In the past month or so, I’ve sort of gotten used to my dad being gone. His absence from the house is still felt, but it’s getting more normal each day. Each morning, we wake up to a clear driveway thanks to the kindness of neighbors and their snowblowers. We get fewer phone calls for his business on our answering machine each day as more and more clients realize the truth. Not having Dad in the wintertime is starting to be emotionally acceptable.

But when the snow is gone and our wonderful neighbors begin mowing the lawn instead of plowing the snow, when I can sit on the garden swing and look over the verdant lawn toward the sprouts in the vegetable garden, when my mom and I have to waterproof the wooden garden fence and deck that my dad built so many years ago when we first moved in ... when we decide where we want to scatter his ashes ... I wonder if grief will be as compatible with that season as it is with this.

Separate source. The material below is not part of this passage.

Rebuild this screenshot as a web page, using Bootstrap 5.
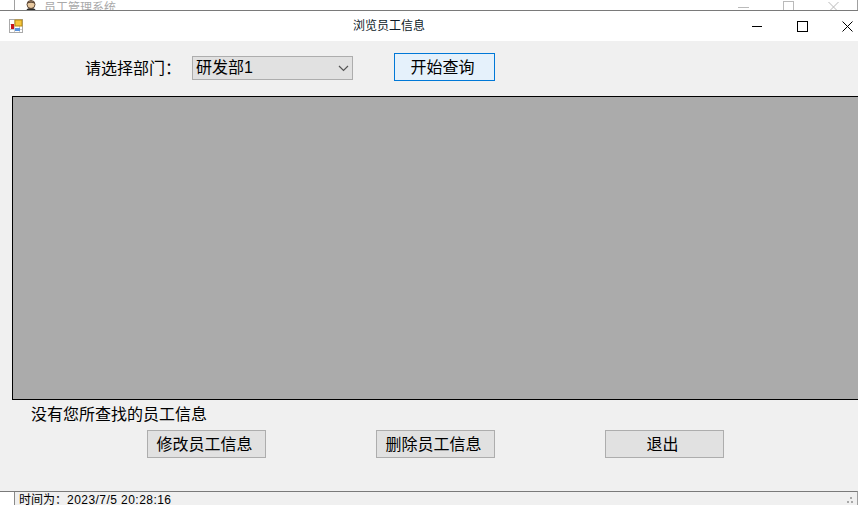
<!DOCTYPE html>
<html lang="zh">
<head>
<meta charset="utf-8">
<title>浏览员工信息</title>
<link href="https://cdn.jsdelivr.net/npm/bootstrap@5.3.0/dist/css/bootstrap.min.css" rel="stylesheet">
<style>
html,body{height:505px;overflow:hidden;background:#f0f0f0}
body{font-family:"Liberation Sans","Noto Sans CJK SC",sans-serif;font-size:16px;color:#000;line-height:1.2}
.outer-strip{height:11px;background:#fff;border-bottom:1px solid #7a7a7a;overflow:hidden;padding-left:14px}
.outer-inner{height:10px;border-left:1px solid #a0a0a0;border-right:1px solid #a0a0a0;padding-left:10px;overflow:hidden}
.outer-title{font-size:12px;color:#a9a9a9;margin-left:7px;line-height:16px;white-space:nowrap}
.outer-ctrls{margin-left:auto;gap:34px;margin-right:18px;opacity:.5}
.caption{height:30px;background:#fff;padding-left:9px}
.caption-text{font-size:12px;margin-left:330px;color:#0d1a28;line-height:30px}
.caption-ctrls{margin-left:auto;gap:34px;margin-right:5px}
.client{height:450px;background:#f0f0f0;overflow:hidden}
.query-row{height:55px;padding-left:85px}
.dept-label{width:107px;white-space:nowrap;margin-top:18px}
.dept-select{width:161px;height:24px;margin-top:15px;border:1px solid #adadad;background-color:#e1e1e1;border-radius:0;padding:0 0 0 3px;font-size:16px;line-height:22px;font-family:inherit;color:#000;background-position:right 3px center;background-size:11px 7px;background-image:url("data:image/svg+xml,%3Csvg xmlns='http://www.w3.org/2000/svg' viewBox='0 0 11 7'%3E%3Cpath d='M1 1l4.500 4.500L10 1' fill='none' stroke='%23555' stroke-width='1.200'/%3E%3C/svg%3E")}
.win-btn{height:28px;width:119px;border:1px solid #adadad;background:#e1e1e1;border-radius:0;padding:2px 4px 0 0;font-size:16px;line-height:24px;color:#000}
.win-btn:hover{background:#e1e1e1;border-color:#adadad;color:#000}
.win-btn-active{width:101px;margin-left:41px;margin-top:12px;border-color:#0078d7;background:#e5f1fb}
.win-btn-active:hover{background:#e5f1fb;border-color:#0078d7}
.grid-view{height:304px;margin-left:12px;background:#ababab;border:1px solid #000;border-right:0}
.empty-note{padding-left:31px;height:30px;line-height:30px}
.action-row{padding-left:147px;gap:110px}
.status-strip{height:14px;border-top:1px solid #7a7a7a;overflow:hidden;font-size:12px;border-right:1px solid #a0a0a0}
.status-gutter{background:#fff;border-right:1px solid #8a8a8a;width:15px}
.status-text{padding-left:4px;line-height:16px;white-space:nowrap}
.status-time{letter-spacing:.45px}
.grip{margin-left:auto;margin-right:3px;margin-top:5px}
</style>
</head>
<body>
<div class="outer-strip">
  <div class="outer-inner d-flex">
    <svg width="12" height="11" viewBox="0 0 12 11"><path d="M1 12c0-3 2-4 5-4s5 1 5 4z" fill="#2b2b2b"/><circle cx="6" cy="4.500" r="4" fill="#e8c9a0" stroke="#5a4636" stroke-width="1"/><path d="M2.200 3.500C3 .5 9 .5 9.800 3.500 7.500 2.500 4.500 2.500 2.200 3.500z" fill="#5a4636"/></svg>
    <div class="outer-title">员工管理系统</div>
    <div class="outer-ctrls d-flex">
      <svg width="11" height="10" viewBox="0 0 11 10"><path d="M0 7.500h11" stroke="#777" fill="none"/></svg>
      <svg width="11" height="12" viewBox="0 0 11 12"><rect x=".5" y="1.500" width="10" height="10" stroke="#777" fill="none"/></svg>
      <svg width="11" height="12" viewBox="0 0 11 12"><path d="M.5 2l10 10M10.500 2l-10 10" stroke="#777" fill="none"/></svg>
    </div>
  </div>
</div>
<div class="caption d-flex align-items-center">
  <svg width="14" height="14" viewBox="0 0 14 14"><rect x=".5" y=".5" width="13" height="13" fill="#fff" stroke="#aaa"/><path d="M1 5.500h12M1 10.500h12M5.500 1v12M10.500 1v12" stroke="#ccc"/><rect x="2" y="5" width="3" height="5" fill="#c8141c"/><rect x="6" y="1" width="7" height="6" fill="#f5c63c" stroke="#b98a10"/><rect x="6" y="9" width="5" height="3" fill="#5a94e0"/></svg>
  <div class="caption-text">浏览员工信息</div>
  <div class="caption-ctrls d-flex align-items-center">
    <svg width="11" height="11" viewBox="0 0 11 11"><path d="M0 5.500h10" stroke="#000" fill="none"/></svg>
    <svg width="11" height="11" viewBox="0 0 11 11"><rect x=".5" y=".5" width="10" height="10" stroke="#000" fill="none"/></svg>
    <svg width="11" height="11" viewBox="0 0 11 11"><path d="M.5.500l10 10M10.500.500l-10 10" stroke="#000" fill="none"/></svg>
  </div>
</div>
<main class="client">
  <div class="query-row d-flex align-items-start">
    <label class="dept-label" for="dept">请选择部门：</label>
    <select id="dept" class="form-select dept-select"><option>研发部1</option></select>
    <button type="button" class="btn win-btn win-btn-active">开始查询</button>
  </div>
  <div class="grid-view"></div>
  <div class="empty-note">没有您所查找的员工信息</div>
  <div class="action-row d-flex">
    <button type="button" class="btn win-btn">修改员工信息</button>
    <button type="button" class="btn win-btn">删除员工信息</button>
    <button type="button" class="btn win-btn">退出</button>
  </div>
</main>
<footer class="status-strip d-flex">
  <div class="status-gutter"></div>
  <div class="status-text">时间为：<span class="status-time">2023/7/5 20:28:16</span></div>
  <svg class="grip" width="7" height="7" viewBox="0 0 7 7"><path d="M3 0h2v2H3zM0 4h2v2H0zM4 4h2v2H4z" fill="#a8a8a8"/></svg>
</footer>
<script src="https://cdn.jsdelivr.net/npm/bootstrap@5.3.0/dist/js/bootstrap.bundle.min.js"></script>
</body>
</html>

Yet even as I sit on the garden swing, now in shadow from the sun which has just dipped beyond the mountain behind me, I gaze east over our yard, past the vegetable garden, over the neighbor’s yard and over the next valley. My neighborhood is in a brown shadow now, but a thin band of yellow and pink trees glows on the next hill. Beyond them, black tree trunks blend with the white snow to make a crest of gray, and beyond that, an azure mountain, reflecting the full glories of a setting sun I can no longer see.

In this terrain that feeds the roots of my life story, I am given hope. The sun may have set for now on my yard, but it still shines brightly on a distant mountain.